Ermeniler: Doğu Anadolu il erinin bir bölümü Mondros Ateşkesi yürürlüğe girer girmez Ermenistan birliklerince işgal edilmeye başlamıştı. Bu Ermeni birlikleri rastladıkları soydaşlarını da ayaklanmaya kışkırtıyorlardı. Ermenilerin bu ayaklanma hareketi Çukurova'ya sıçradı. Rum derneklerinin ve Fransızların desteği ile Adana ve yöresinde güçlü Ermeni çeteleri belirdi ve bunlar Türklere karşı müthiş terör hareketlerine giriştiler. Bu arada Doğu Anadolu'da Ermeni ve Pontus isteklerinin özellikle toprak bölüşümü dolayısıyla çatıştığı söylenmelidir. Ama onlar şimdilik ortak düşmanları saydıkları Türklere karşı birlikte hareket ediyorlardı. Hedefe ulaşınca herhalde bu kez kendi aralarında bir hesaplaşma olacaktı.

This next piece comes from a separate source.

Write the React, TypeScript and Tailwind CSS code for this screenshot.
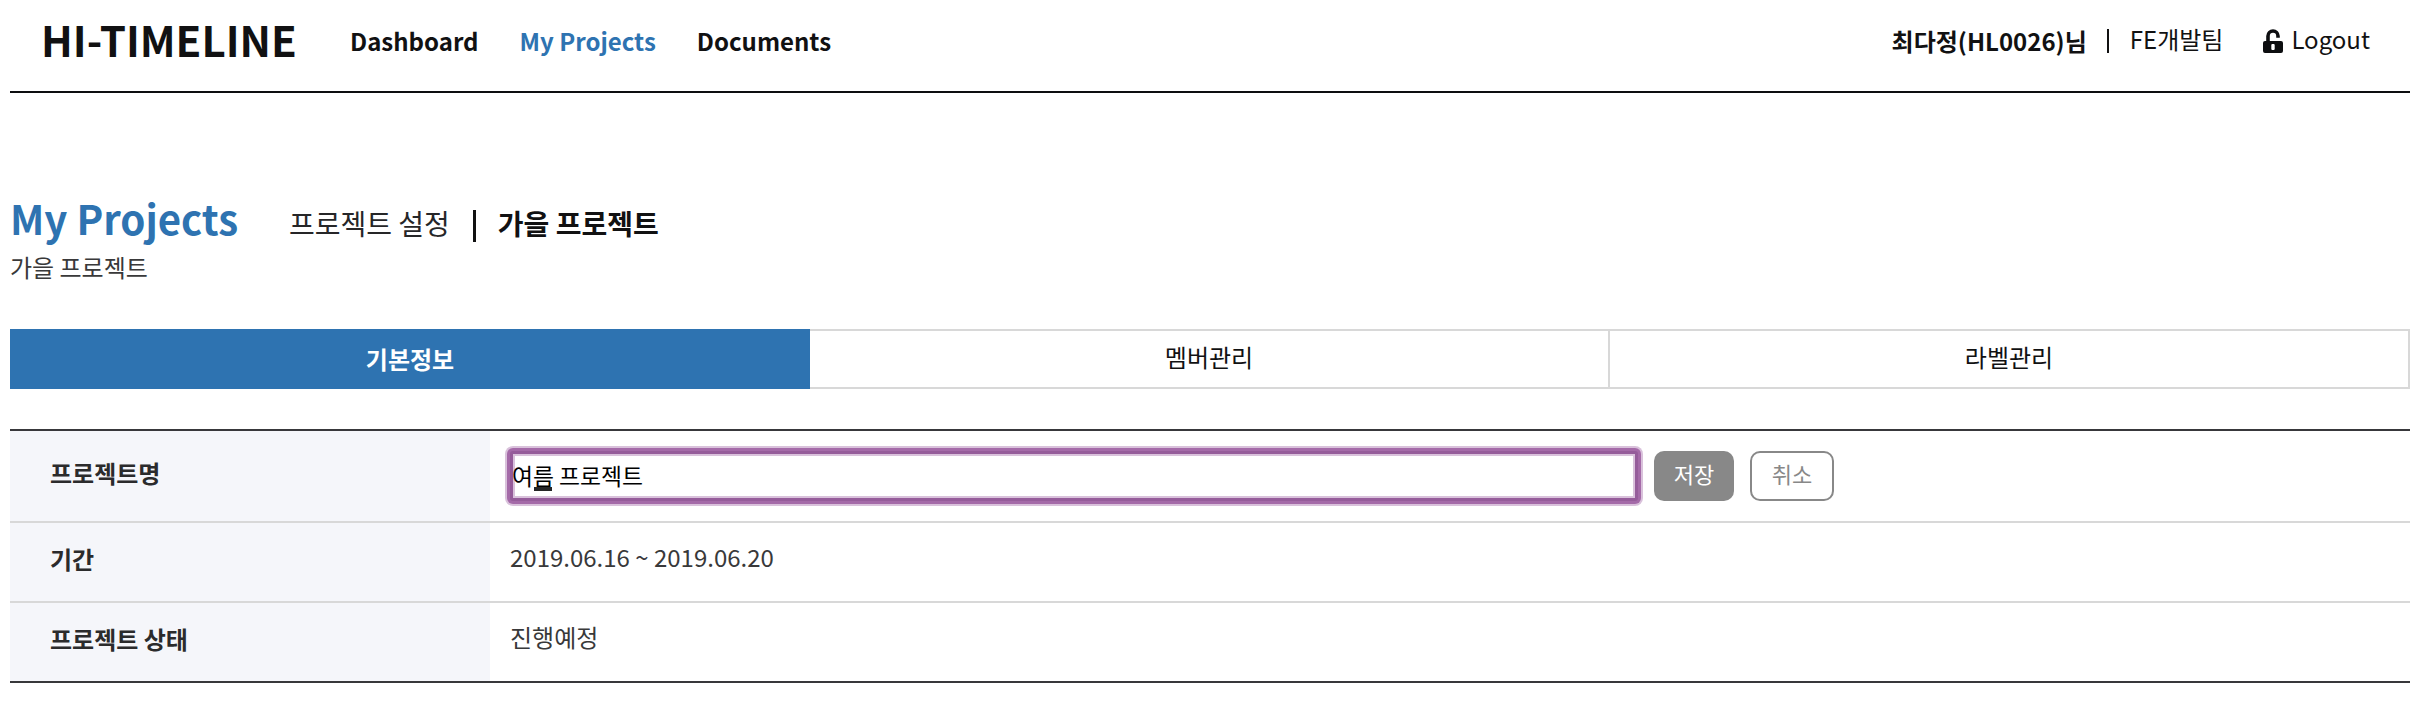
const tabs = ['멤버관리', '라벨관리'];

function LockIcon() {
  return (
    <svg className="h-[25px] w-5" viewBox="0 0 20 25" fill="none">
      <path d="M5 12V7a5 5 0 0 1 10 0V8.8" stroke="#0d0e10" strokeWidth="3.6" />
      <path fillRule="evenodd" fill="#0d0e10" d="M2 12h16a2 2 0 0 1 2 2v8a2 2 0 0 1-2 2H2a2 2 0 0 1-2-2v-8a2 2 0 0 1 2-2zM9 15h2l.7.7v4.6l-.7.7h-2l-.7-.7v-4.6z" />
    </svg>
  );
}

function Label({ children }: { children: string }) {
  return <div className="flex w-[480px] items-center bg-[#f5f6fa] pb-[7px] pl-10 font-bold text-[#2b2b2c]">{children}</div>;
}

export default function App() {
  return (
    <div className="h-[714px] w-[2431px] overflow-hidden bg-white pr-[21px] pl-[10px] font-['Noto_Sans_CJK_KR',sans-serif] text-[24px] leading-[36px] text-[#111112]">
      <header className="flex h-[93px] items-start border-b-2 border-[#0d0e10] pr-[39px] pl-[31px]">
        <h1 className="mt-[7px] w-[309px] text-[42px] leading-[64px] font-bold">HI-TIMELINE</h1>
        <nav className="mt-[23px] flex gap-[41px] font-bold">
          <a>Dashboard</a>
          <a className="text-[#2e73b1]">My Projects</a>
          <a>Documents</a>
        </nav>
        <div className="mt-[21px] ml-auto flex">
          <span className="mt-0.5 font-bold">최다정(HL0026)님</span>
          <span className="mr-[21px] ml-5 mt-2 h-6 w-0.5 bg-[#111112]" />
          <span>FE개발팀</span>
          <span className="mt-2 mr-2 ml-10"><LockIcon /></span>
          <span className="pr-px">Logout</span>
        </div>
      </header>
      <main>
        <div className="mt-[96px] flex h-[61px] items-start text-[28px] leading-[42px]">
          <h2 className="-mt-px w-[279px] text-[40.2px] leading-[60px] font-bold text-[#2e73b1]">My Projects</h2>
          <span className="mt-[13px] text-[#262628]">프로젝트 설정</span>
          <span className="mr-[22px] ml-[23px] mt-[21px] h-8 w-[3px] bg-[#111112]" />
          <span className="mt-[13px] font-bold">가을 프로젝트</span>
        </div>
        <p className="-mt-px text-[#39393a]">가을 프로젝트</p>
        <div className="mt-11 flex h-[60px] text-center">
          <div className="w-[800px] bg-[#2e73b1] pt-3 font-bold text-white">기본정보</div>
          {tabs.map((t) => (
            <div key={t} className="w-[800px] border-y-2 border-r-2 border-[#d8d8d8] pt-2">{t}</div>
          ))}
        </div>
        <section className="mt-10 border-y-2 border-[#38383b] text-[#39393a]">
          <div className="flex h-[92px] border-b-2 border-[#d8d8d8]">
            <Label>프로젝트명</Label>
            <div className="flex items-center pl-[15px]">
              <div className="rounded-[8px] bg-[#d9c1db] p-0.5">
                <div className="rounded-[6px] bg-[#a46aa8] p-[3px]">
                  <div className="rounded-[3px] bg-[#955c9a] p-[3px]">
                    <div className="bg-[#d9c1db] p-0.5">
                      <div className="h-10 w-[1118px] bg-white text-[22.8px] leading-[39px] text-black">
                        <div className="-ml-[3px] whitespace-nowrap">
                          여<span className="relative">름<span className="absolute bottom-px left-[1px] h-1 w-[18px] bg-[#262626]" /></span> 프로젝트
                        </div>
                      </div>
                    </div>
                  </div>
                </div>
              </div>
              <button className="ml-[11px] h-[50px] w-20 rounded-[10px] bg-[#888] pb-[6px] text-[22px] text-white">저장</button>
              <button className="ml-4 h-[50px] w-21 rounded-[10px] border-2 border-[#888] pb-[6px] text-[22px] text-[#888]">취소</button>
            </div>
          </div>
          <div className="flex h-20 border-b-2 border-[#d8d8d8]">
            <Label>기간</Label>
            <div className="pt-4 pl-5">2019.06.16 ~ 2019.06.20</div>
          </div>
          <div className="flex h-[78px]">
            <Label>프로젝트 상태</Label>
            <div className="pt-4 pl-5">진행예정</div>
          </div>
        </section>
      </main>
    </div>
  );
}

Yahudiler: Osmanı yönetiminden hoşnut olan Yahudiler, Rumlar ve Ermeniler gibi silahlı terör hareketlerine girişmemişlerdir. Ancak Rum veya Ermenilerin terör baskısı olan bölgelerde sessizce onları destekler gibi gözükmüşler, ama Türklerle hiçbir zaman bir çatışma içine girmemişlerdir. Yahudileri özellikle Filistin'de kendi devletlerinin kurulması amacı ilgilendiriyordu. Ama bu etkinlikler artık Osmanlı toprakları dışında idi.
Araplar: Osmanlı Ülkesinde Türklerden de ayrıcalıklı bir biçimde yaşamalarına rağmen, Araplar Hz. Muhammet soyundan geldiği kabul edilen Mekke Şerifi Hüseyin ve oğullarının İngiliz etkisi altında kalarak Osmanlılara karşı açtıkları ilan edilmemiş bir çeşit savaşa katıldılar. Mondros Ateşkesi imzalandığı zaman Arap illeri zaten elden çıkmış ve İngilizlerle Fransızlar tarafından daha önceki antlaşmalara uygun biçimde işgal edilmişlerdi. Arap temsilcileri, Paris Barış görüşmelerine alınmışlardı. Görüşmeler sırasında Arap temsilcileri Tüklerle ilişkilerini kesme kararında olduklarını, onlarla hiçbir biçimde birarada yaşayamayacaklarını bildirmişlerdi.